Comparing Iris Data to the Normal Distribution

mhonaker

The iris dataset

This dataset contains some measurements of flower properties of three different species of iris.
Often, but not always, real measurements like these conform to a classic normal distribution.

hist(iris$Sepal.Width, breaks = 20, col = "skyblue", xlab = "Sepal Width", main = "")

plot of chunk unnamed-chunk-1

The normal distribution

The normal, or Gaussian, probability density function:
\[F(x;\mu,\sigma)=\int_{-\infty}^x \frac{1}{\sigma\sqrt{2\pi}} e^{-\frac{(x-\mu)^2}{2\sigma^2}}\]
is often used to approximate real data, such as flower size.
A way to compare some real data to a normal distribution would be quite convenient.

Comparing the ideal to real data

The histogram below shows real data, and the line the normal distribution with the same standard deviation.

hist(I(iris$Sepal.Width - mean(iris$Sepal.Width)), freq = F, breaks = 20, xlab = "", 
    main = "", col = "lightblue")
x <- seq(-1.5, 2, length = 1000)
y <- dnorm(x, mean = 0, sd = sd(iris$Sepal.Width))
lines(x, y, type = "l", lwd = 3, col = "blue")

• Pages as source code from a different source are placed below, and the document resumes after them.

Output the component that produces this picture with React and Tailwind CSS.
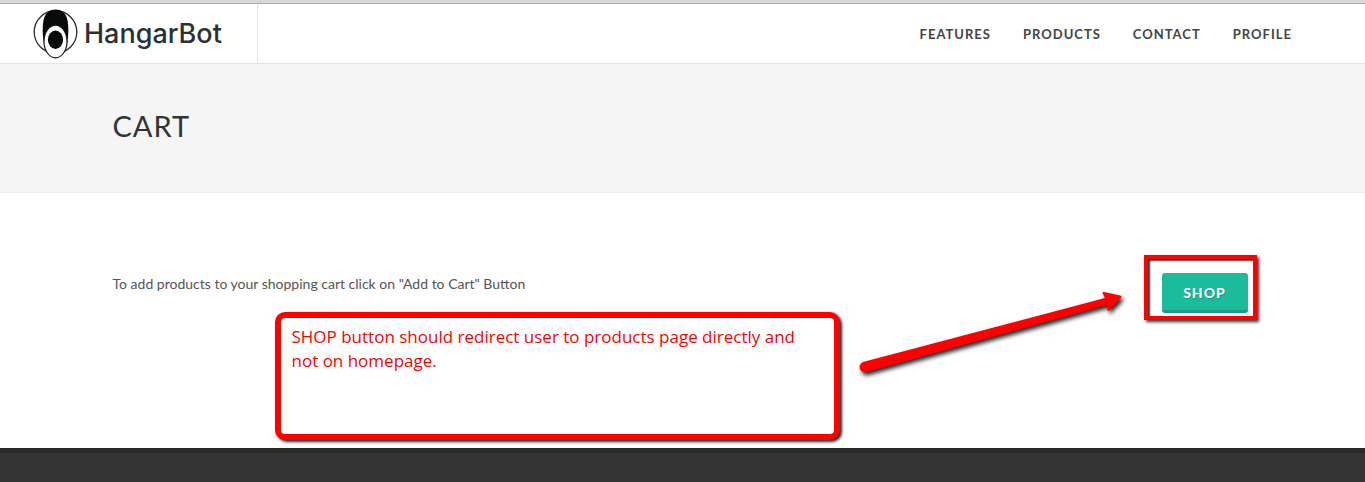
const links = ["Features", "Products", "Contact", "Profile"];

function Logo() {
  return (
    <a href="#home" className="flex items-center gap-1.5 border-r border-[#e5e5e5] pl-8 pr-[35px] text-[#2b3031]">
      <svg className="h-[52px] w-[46px] shrink-0" viewBox="0 0 46 52" fill="none" aria-hidden="true">
        <circle cx="23.5" cy="24" r="21.3" fill="#fff" stroke="#2b2e2e" strokeWidth="1.3" />
        <path
          d="M12 36C10.300 27 10.300 17 11.800 11C13.500 4.500 18 1.500 23.500 1.500S33.500 4.500 35.200 11C36.700 17 36.700 27 35 36Z"
          fill="#080b0a"
        />
        <ellipse cx="23.5" cy="33.5" rx="11.500" ry="16.300" fill="#fff" stroke="#151818" strokeWidth="1.2" />
        <ellipse cx="23.5" cy="31.800" rx="7.600" ry="9.200" fill="#080b0a" />
      </svg>
      <span className="font-['Inter',sans-serif] text-[27px] leading-8 font-medium">HangarBot</span>
    </a>
  );
}

function Header() {
  return (
    <header className="flex h-[60px] justify-between border-b border-[#e3e3e3] bg-white">
      <Logo />
      <nav className="flex items-center gap-8 pr-[73px] pt-0.5">
        {links.map((label) => (
          <a
            key={label}
            href={"#" + label.toLowerCase()}
            className="font-['Lato',sans-serif] text-[13px] font-bold tracking-[1px] text-[#444] uppercase"
          >
            {label}
          </a>
        ))}
      </nav>
    </header>
  );
}

function Note() {
  return (
    <div className="absolute top-[119px] left-[162px] h-[128px] w-[565px] rounded-[10px] border-[6px] border-[#f00] bg-white px-[11px] py-[7px] font-['Open_Sans',sans-serif] text-[17px] leading-6 text-[#f00] shadow-[2px_2px_3px_0px_rgba(0,0,0,0.85)]">
      SHOP button should redirect user to products page directly and not on homepage.
    </div>
  );
}

function Arrow() {
  return (
    <svg
      className="absolute top-[87px] left-[737px] h-[100px] w-[290px] drop-shadow-[2px_3px_2px_rgba(0,0,0,0.85)]"
      viewBox="0 0 290 100"
      fill="#f00"
      aria-hidden="true"
    >
      <path d="M13 82L255 18L252.500 13Q252 11.500 254 12L270 15.500Q272 16 271 18L259 30.500Q257.500 32 257.500 29.500L257 25L17 92A5.200 5.200 0 0 1 13 82Z" />
    </svg>
  );
}

export default function App() {
  return (
    <div className="min-h-screen overflow-x-hidden bg-white">
      <div className="h-1 border-b border-[#aaa] bg-[#d8d8d8]" />
      <Header />
      <section className="border-b border-[#eee] bg-[#f5f5f5] px-6 pt-[46px] pb-[50px]">
        <h1 className="mx-auto max-w-[1140px] font-['Lato',sans-serif] text-[29px] leading-8 tracking-[1px] text-[#333] uppercase">
          Cart
        </h1>
      </section>
      <main className="px-6">
        <div className="relative mx-auto flex h-[255px] max-w-[1140px] items-start justify-between pt-20 pr-[5px]">
          <p className="font-['Lato',sans-serif] text-sm leading-[22px] text-[#555]">
            To add products to your shopping cart click on "Add to Cart" Button
          </p>
          <Note />
          <Arrow />
          <div className="relative">
            <button
              type="button"
              className="h-10 w-[86px] rounded-[3px] border-b-[3px] border-[#16a085] bg-[#1abc9c] pt-0.5 font-['Lato',sans-serif] text-sm font-black tracking-[1px] text-white uppercase [text-shadow:1px_1px_1px_rgba(0,0,0,0.2)]"
            >
              Shop
            </button>
            <div className="pointer-events-none absolute -top-[18px] -right-[9px] -bottom-[7px] -left-[18px] border-4 border-[#f00] shadow-[2px_2px_3px_0px_rgba(0,0,0,0.8),inset_2px_2px_2px_rgba(0,0,0,0.8)]" />
          </div>
        </div>
      </main>
      <footer className="h-[34px] border-t-[5px] border-[#292929] bg-[#333]" />
    </div>
  );
}
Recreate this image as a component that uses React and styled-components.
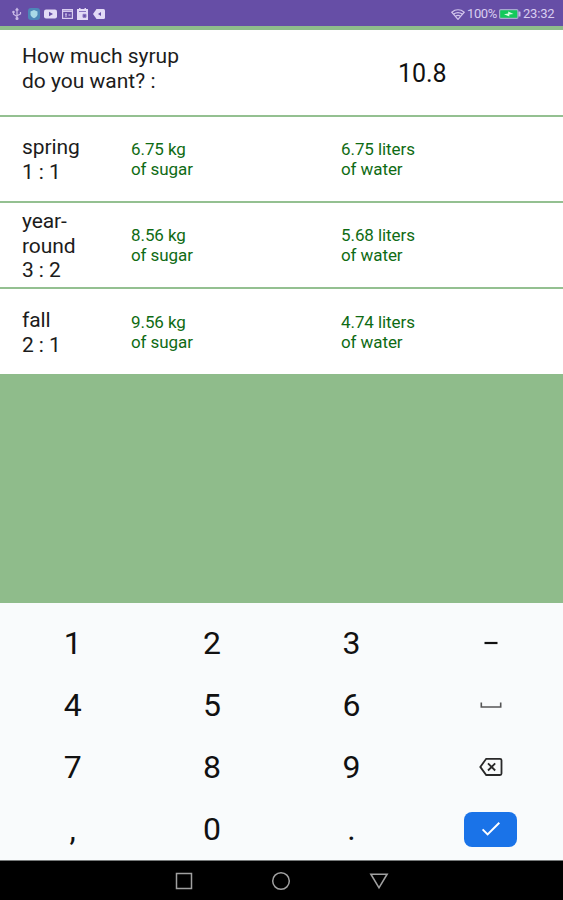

plot of chunk unnamed-chunk-2

A shiny app to do the same thing...

The shiny app deployed at http://mhonaker.shinyapps.io/proj2/ does just that.
A user can plot one of several data sets, and compare the normal distributions.
Additionally, a user can plot a normal distribution of their own mean and standard deviation.
Further projected improvements include the ability to upload a user generated dataset.